The risk of ignoring a market isn't just the lost immediate revenue, it's that that market might develop in ways that are worse for you in the long run.

The canonical can't-argue-against example of pirating a movie or show is "I literally can't even pay to watch this in my country, right now." But once a substantial industry exists to satisfy the people with no legal option, the people in the countries with plenty of legal options have access to it too! And then it turns into "why pay when torrent?"

If Spotify had existed worldwide in 1998, would Napster have been big? If Netflix/Hulu/Amazon/iTunes purchases+rentals had all existed and been global in the year 2000, would movie/TV file sharing have taken off in the same way it did? Or would it be more like app store piracy - I'm sure it exists, but I don't know anybody who bothers, and those things were global and online from day 1.

The comparison to cars isn't direct, but it's not hard to find disruption of physical goods manufacturing sparked by lower-end-at-first competitors arising from a less-served market.

The copycats are coming either way, you might as well make some money in the mean time.
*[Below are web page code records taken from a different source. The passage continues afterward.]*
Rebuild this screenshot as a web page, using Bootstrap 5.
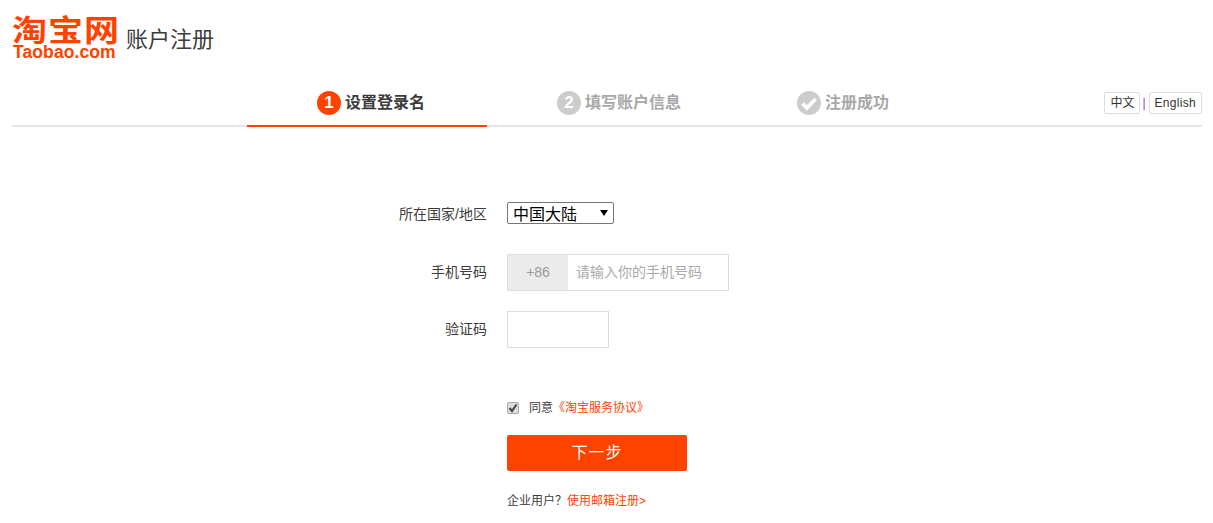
<!DOCTYPE html>
<html lang="zh-CN">
<head>
    <meta charset="UTF-8">
    <meta name="viewport" content="width=device-width, initial-scale=1.0">
    <title>账户注册</title>
    <link href="https://cdn.jsdelivr.net/npm/bootstrap@5.3.0/dist/css/bootstrap.min.css" rel="stylesheet">
    <style>
        body {
            font-family: "Liberation Sans", "Noto Sans CJK SC", sans-serif;
            font-size: 14px;
            color: #3c3c3c;
            background: #fff;
        }

        .page-wrap { padding: 0 11px 0 12px; }

        /* header */
        .top-head { height: 80px; padding-top: 16px; }
        .logo-box { width: 114px; color: #ff4200; font-weight: 700; }
        .logo-cn {
            font-size: 35px;
            line-height: 29px;
            letter-spacing: 1px;
            white-space: nowrap;
            transform: scaleY(.85);
        }
        .logo-en { font-size: 17.5px; line-height: 15px; white-space: nowrap; letter-spacing: .1px; padding-left: 1px; }
        .head-title { font-size: 22px; line-height: 30px; margin-top: 9px; color: #3c3c3c; }

        /* step bar */
        .step-bar { height: 47px; border-bottom: 2px solid #e5e5e5; }
        .step-spacer { width: 235px; }
        .step-item {
            width: 240px;
            height: 47px;
            padding-left: 70px;
            border-bottom: 2px solid transparent;
            font-size: 16px;
            font-weight: 700;
            color: #a8a8a8;
        }
        .step-item.is-on { color: #3c3c3c; border-bottom-color: #ff4200; }
        .step-dot {
            width: 24px;
            height: 24px;
            border-radius: 50%;
            background: #ccc;
            color: #fff;
            font-size: 17px;
            line-height: 24px;
            text-align: center;
            margin-right: 4px;
        }
        .is-on .step-dot { background: #ff4200; }
        .step-dot svg { display: block; }

        .lang-box { top: 12px; right: 0; font-size: 12px; }
        .lang-btn {
            border: 1px solid #ddd;
            border-radius: 2px;
            padding: 0 5px;
            height: 22px;
            line-height: 21px;
            color: #333;
            background: #fff;
            text-decoration: none;
        }
        .lang-en { letter-spacing: .3px; }
        .lang-sep { color: #8e3a9d; margin: 0 3px 0 2px; }

        /* form */
        .reg-form { padding-top: 75px; }
        .form-line { display: flex; align-items: center; }
        .form-tag { width: 475px; margin-right: 20px; text-align: right; flex: none; }
        .tag-low { height: 22px; line-height: 22px; padding-top: 1px; }
        .area-select {
            appearance: none;
            width: 107px;
            height: 22px;
            font-size: 16px;
            padding: 0 1px 0 5px;
            border: 1px solid #767676;
            border-radius: 2px;
            color: #000;
            background: #fff url("data:image/svg+xml,%3Csvg xmlns='http://www.w3.org/2000/svg' width='8' height='6'%3E%3Cpath d='M0 0h8L4 6z' fill='%23000'/%3E%3C/svg%3E") no-repeat right 5px center;
        }
        .phone-wrap { width: 222px; height: 37px; border: 1px solid #ddd; }
        .phone-code {
            width: 60px;
            background: #ebebeb;
            color: #999;
            text-align: center;
            line-height: 35px;
        }
        .reg-input { border: 0; outline: 0; padding: 0 8px; min-width: 0; flex: 1; font-size: 14px; }
        .reg-input::placeholder { color: #aaa; opacity: 1; }
        .code-input { width: 102px; height: 37px; border: 1px solid #ddd; flex: none; }

        .small-line { font-size: 12px; }
        .small-line a, .small-line a:hover { color: #ff4200; text-decoration: none; }
        .agree-check {
            appearance: none;
            width: 12px;
            height: 12px;
            margin: 0 10px 0 0;
            border: 1px solid #aaa;
            border-radius: 2px;
            background: #ddd url("data:image/svg+xml,%3Csvg xmlns='http://www.w3.org/2000/svg' width='10' height='10'%3E%3Cpath d='M1.5 5l2.5 3L8.5 1.5' fill='none' stroke='%23444' stroke-width='2'/%3E%3C/svg%3E") no-repeat center;
        }
        .next-btn {
            width: 180px;
            height: 36px;
            background: #ff4200;
            border: 0;
            border-radius: 2px;
            color: #fff;
            font-size: 16px;
            letter-spacing: 1px;
            padding: 0;
        }
        .next-btn:hover { background: #ff4200; color: #fff; }
        .push-left { padding-left: 495px; }
        .gap-phone { margin-top: 30px; }
        .gap-code { margin-top: 20px; }
        .gap-agree { margin-top: 51px; }
        .gap-next { margin-top: 18px; }
        .gap-corp { margin-top: 21px; }
    </style>
</head>
<body>
    <div class="page-wrap">
        <!-- header -->
        <div class="top-head d-flex">
            <div class="logo-box">
                <div class="logo-cn">淘宝网</div>
                <div class="logo-en">Taobao.com</div>
            </div>
            <div class="head-title">账户注册</div>
        </div>

        <!-- steps -->
        <div class="step-bar d-flex position-relative">
            <div class="step-spacer"></div>
            <div class="step-item is-on d-flex align-items-center">
                <span class="step-dot">1</span>设置登录名
            </div>
            <div class="step-item d-flex align-items-center">
                <span class="step-dot">2</span>填写账户信息
            </div>
            <div class="step-item d-flex align-items-center">
                <span class="step-dot">
                    <svg width="24" height="24" viewBox="0 0 24 24"><path d="M5.5 12.5l4.5 4.5 8.5-9" fill="none" stroke="#fff" stroke-width="3.8"/></svg>
                </span>注册成功
            </div>
            <div class="lang-box position-absolute d-flex align-items-center">
                <a href="#" class="lang-btn">中文</a>
                <span class="lang-sep">|</span>
                <a href="#" class="lang-btn lang-en">English</a>
            </div>
        </div>

        <!-- form -->
        <form class="reg-form">
            <div class="form-line">
                <label class="form-tag tag-low">所在国家/地区</label>
                <select class="area-select"><option>中国大陆</option></select>
            </div>
            <div class="form-line gap-phone">
                <label class="form-tag">手机号码</label>
                <div class="phone-wrap d-flex">
                    <div class="phone-code">+86</div>
                    <input class="reg-input" type="text" placeholder="请输入你的手机号码">
                </div>
            </div>
            <div class="form-line gap-code">
                <label class="form-tag">验证码</label>
                <input class="reg-input code-input" type="text">
            </div>
            <div class="small-line push-left d-flex align-items-center gap-agree">
                <input class="agree-check" type="checkbox" checked>
                <span>同意</span><a href="#">《淘宝服务协议》</a>
            </div>
            <div class="push-left gap-next">
                <button type="button" class="btn next-btn">下一步</button>
            </div>
            <div class="small-line push-left gap-corp">
                企业用户？<a href="#">使用邮箱注册&gt;</a>
            </div>
        </form>
    </div>
    <script src="https://cdn.jsdelivr.net/npm/bootstrap@5.3.0/dist/js/bootstrap.bundle.min.js"></script>
</body>
</html>
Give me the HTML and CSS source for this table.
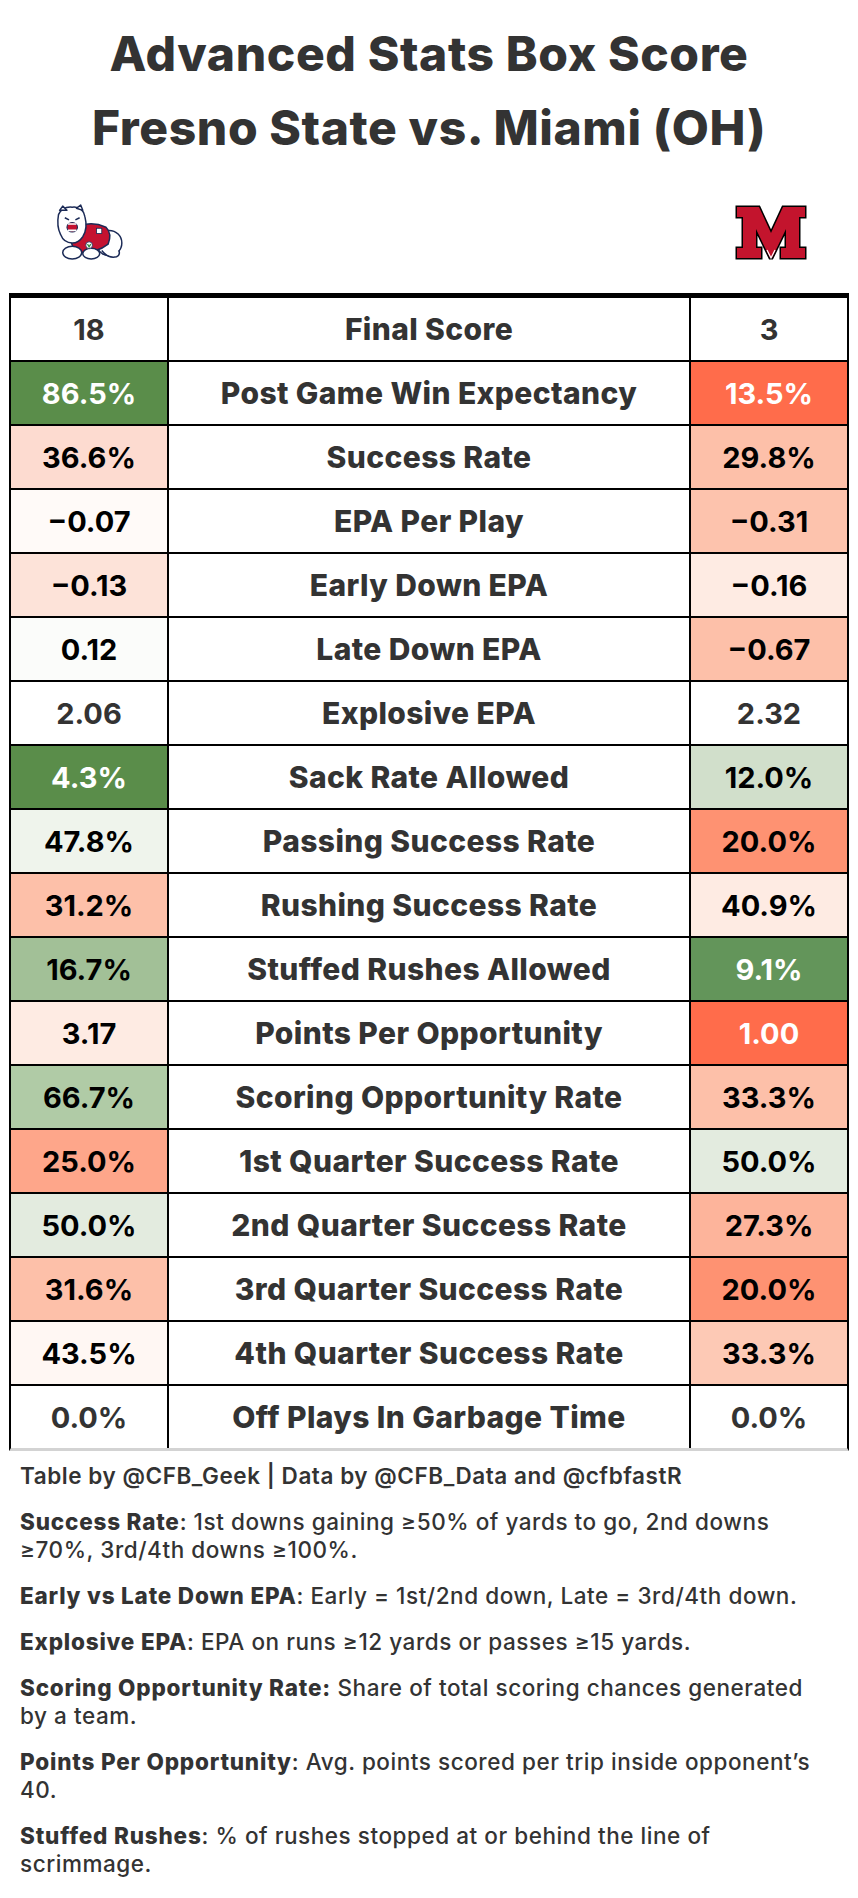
FILE: index.html
```html
<!DOCTYPE html>
<html lang="en">
<head>
<meta charset="utf-8">
<title>Advanced Stats Box Score</title>
<link rel="stylesheet" href="styles.css">
</head>
<body>
<header class="title">
  <h1>Advanced Stats Box Score</h1>
  <h1>Fresno State vs. Miami (OH)</h1>
</header>

<div class="logos">
  <svg class="logo-fresno" viewBox="0 0 72 54" width="76" height="57" aria-label="Fresno State Bulldogs">
    <g stroke="#1b2a56" stroke-width="1.4" stroke-linejoin="round">
      <ellipse cx="57" cy="37" rx="12" ry="12" fill="#fff"/>
      <path d="M50 44 q6 8 14 6 q4 -2 2 -6" fill="#fff"/>
      <path d="M20 26 q16 -12 34 -4 q6 6 2 16 q-10 8 -26 8 q-10 -2 -10 -20z" fill="#c41230"/>
      <ellipse cx="22" cy="46" rx="9" ry="6" fill="#fff"/>
      <ellipse cx="40" cy="47" rx="8" ry="5" fill="#fff"/>
      <path d="M9 10 q4 -8 13 -7 q10 -1 12 9 q3 11 -2 19 q-4 6 -10 6 q-8 0 -11 -8 q-4 -8 -2 -19z" fill="#fff"/>
      <path d="M10 6 l3 -4 l4 4z" fill="#fff"/>
      <path d="M26 4 l4 -3 l2 5z" fill="#fff"/>
    </g>
    <ellipse cx="22" cy="22" rx="5" ry="4.5" fill="#c41230" stroke="#1b2a56" stroke-width="1"/>
    <path d="M18 19 h8 M18 25 h8" stroke="#fff" stroke-width="1.5"/>
    <path d="M15 13 l4 2 M25 15 l4 -2" stroke="#1b2a56" stroke-width="1.4"/>
    <circle cx="38" cy="39" r="3.2" fill="#fff" stroke="#1b2a56" stroke-width="0.8"/>
    <path d="M36.5 38 l1.5 2.5 l1.5 -2.5" stroke="#2c8c3c" stroke-width="1.2" fill="none"/>
    <rect x="45" y="23" width="5" height="5" fill="#fff" stroke="#1b2a56" stroke-width="0.8"/>
  </svg>
  <svg class="logo-miami" viewBox="0 0 74 57" width="74" height="57" aria-label="Miami RedHawks">
    <path d="M3 3 H25 L37 29 L49 3 H71 V13 H65 V44 H71 V54 H47 V44 H52 V25 L38 54 H36 L22 25 V44 H27 V54 H3 V44 H9 V13 H3 Z"
      fill="#c3142d" stroke="#000" stroke-width="3" stroke-linejoin="miter" paint-order="stroke"/>
    <path d="M33 46 L37 54 L41 46" fill="none" stroke="#fff" stroke-width="1.2"/>
  </svg>
</div>

<div class="table">
  <div class="row">
    <div class="cell val plain">18</div>
    <div class="cell label">Final Score</div>
    <div class="cell val plain">3</div>
  </div>
  <div class="row">
    <div class="cell val dark g-dark">86.5%</div>
    <div class="cell label">Post Game Win Expectancy</div>
    <div class="cell val dark r-dark">13.5%</div>
  </div>
  <div class="row">
    <div class="cell val r-1">36.6%</div>
    <div class="cell label">Success Rate</div>
    <div class="cell val r-3">29.8%</div>
  </div>
  <div class="row">
    <div class="cell val r-0">&minus;0.07</div>
    <div class="cell label">EPA Per Play</div>
    <div class="cell val r-3b">&minus;0.31</div>
  </div>
  <div class="row">
    <div class="cell val r-1b">&minus;0.13</div>
    <div class="cell label">Early Down EPA</div>
    <div class="cell val r-05">&minus;0.16</div>
  </div>
  <div class="row">
    <div class="cell val g-0">0.12</div>
    <div class="cell label">Late Down EPA</div>
    <div class="cell val r-3">&minus;0.67</div>
  </div>
  <div class="row">
    <div class="cell val plain">2.06</div>
    <div class="cell label">Explosive EPA</div>
    <div class="cell val plain">2.32</div>
  </div>
  <div class="row">
    <div class="cell val dark g-dark">4.3%</div>
    <div class="cell label">Sack Rate Allowed</div>
    <div class="cell val g-2">12.0%</div>
  </div>
  <div class="row">
    <div class="cell val g-1">47.8%</div>
    <div class="cell label">Passing Success Rate</div>
    <div class="cell val r-5">20.0%</div>
  </div>
  <div class="row">
    <div class="cell val r-3">31.2%</div>
    <div class="cell label">Rushing Success Rate</div>
    <div class="cell val r-05">40.9%</div>
  </div>
  <div class="row">
    <div class="cell val g-4">16.7%</div>
    <div class="cell label">Stuffed Rushes Allowed</div>
    <div class="cell val dark g-dark2">9.1%</div>
  </div>
  <div class="row">
    <div class="cell val r-05">3.17</div>
    <div class="cell label">Points Per Opportunity</div>
    <div class="cell val dark r-dark">1.00</div>
  </div>
  <div class="row">
    <div class="cell val g-3">66.7%</div>
    <div class="cell label">Scoring Opportunity Rate</div>
    <div class="cell val r-3">33.3%</div>
  </div>
  <div class="row">
    <div class="cell val r-4">25.0%</div>
    <div class="cell label">1st Quarter Success Rate</div>
    <div class="cell val g-15">50.0%</div>
  </div>
  <div class="row">
    <div class="cell val g-15">50.0%</div>
    <div class="cell label">2nd Quarter Success Rate</div>
    <div class="cell val r-35">27.3%</div>
  </div>
  <div class="row">
    <div class="cell val r-3">31.6%</div>
    <div class="cell label">3rd Quarter Success Rate</div>
    <div class="cell val r-5">20.0%</div>
  </div>
  <div class="row">
    <div class="cell val r-0b">43.5%</div>
    <div class="cell label">4th Quarter Success Rate</div>
    <div class="cell val r-2">33.3%</div>
  </div>
  <div class="row">
    <div class="cell val plain">0.0%</div>
    <div class="cell label">Off Plays In Garbage Time</div>
    <div class="cell val plain">0.0%</div>
  </div>
</div>

<footer class="notes">
  <p class="credit">Table by @CFB_Geek | Data by @CFB_Data and @cfbfastR</p>
  <p><b>Success Rate</b>: 1st downs gaining ≥50% of yards to go, 2nd downs<br>≥70%, 3rd/4th downs ≥100%.</p>
  <p><b>Early vs Late Down EPA</b>: Early = 1st/2nd down, Late = 3rd/4th down.</p>
  <p><b>Explosive EPA</b>: EPA on runs ≥12 yards or passes ≥15 yards.</p>
  <p><b>Scoring Opportunity Rate:</b> Share of total scoring chances generated<br>by a team.</p>
  <p><b>Points Per Opportunity</b>: Avg. points scored per trip inside opponent’s<br>40.</p>
  <p><b>Stuffed Rushes</b>: % of rushes stopped at or behind the line of<br>scrimmage.</p>
</footer>
</body>
</html>
```

FILE: styles.css
```css
* { box-sizing: border-box; }

body {
  margin: 0;
  background: #fff;
  font-family: Inter, "Liberation Sans", Arial, sans-serif;
  color: #333;
}

.title {
  padding-top: 17px;
  text-align: center;
}

.title h1 {
  margin: 0;
  font-size: 48px;
  line-height: 74px;
  font-weight: 800;
  letter-spacing: 0.6px;
  color: #333;
}

.logos {
  height: 128px;
  padding: 38px 50px 0 49px;
  display: flex;
  justify-content: space-between;
  align-items: flex-start;
}

.logo-fresno { display: block; margin-top: 1px; }
.logo-miami { display: block; margin-top: 1px; }

.table {
  width: 840px;
  margin-left: 9px;
  border-top: 5px solid #000;
  border-left: 2px solid #000;
  border-right: 2px solid #000;
  border-bottom: 3px solid #d3d3d3;
}

.row {
  display: flex;
  height: 64px;
  border-bottom: 2px solid #000;
}

.row:last-child {
  height: 62px;
  border-bottom: none;
}

.cell {
  display: flex;
  align-items: center;
  justify-content: center;
  font-size: 29px;
  font-weight: 700;
  white-space: nowrap;
}

.val {
  width: 156px;
  flex: none;
  color: #000;
}

.label {
  width: 524px;
  flex: none;
  border-left: 2px solid #000;
  border-right: 2px solid #000;
  color: #333;
  font-size: 30px;
  font-weight: 800;
  letter-spacing: 0.4px;
}

.val.plain { color: #333; background: #fff; }
.val.dark { color: #fff; }

.g-dark { background: #5a8d4a; }
.g-dark2 { background: #63955a; }
.g-4 { background: #a2c097; }
.g-3 { background: #b0cba6; }
.g-2 { background: #d1dfcb; }
.g-15 { background: #e3ebdf; }
.g-1 { background: #eff4ec; }
.g-0 { background: #fbfcfa; }

.r-dark { background: #ff6c4b; }
.r-5 { background: #fe9272; }
.r-4 { background: #fea68a; }
.r-35 { background: #fdb49b; }
.r-3 { background: #fdc0a9; }
.r-3b { background: #fdc3ad; }
.r-2 { background: #fdc9b5; }
.r-1 { background: #fddbd0; }
.r-1b { background: #fde3d9; }
.r-05 { background: #feebe3; }
.r-0b { background: #fff7f3; }
.r-0 { background: #fffaf8; }

.notes {
  padding: 11px 0 0 20px;
  font-size: 22.5px;
  line-height: 28px;
  font-weight: 500;
  letter-spacing: 0.55px;
  color: #333;
}

.notes p {
  margin: 0 0 18px;
  white-space: nowrap;
}

.notes b { font-weight: 800; letter-spacing: 0.8px; }

.notes .credit { font-weight: 600; }
```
Even if it were impossible for copycats to emerge without these partnerships (so ignore domestic innovation, reverse engineering, foreign education, foreign consultants, and espionage) odds are your competitor already partnered so you have nothing more to lose.
I'd say the size is not as relevant as the potential to grow and sell things. (Ignoring the "cheap" labor aspect for a bit..)
Most companies aren’t as desperate for free cash flow as Tesla is. They (literally) can’t afford to ignore China.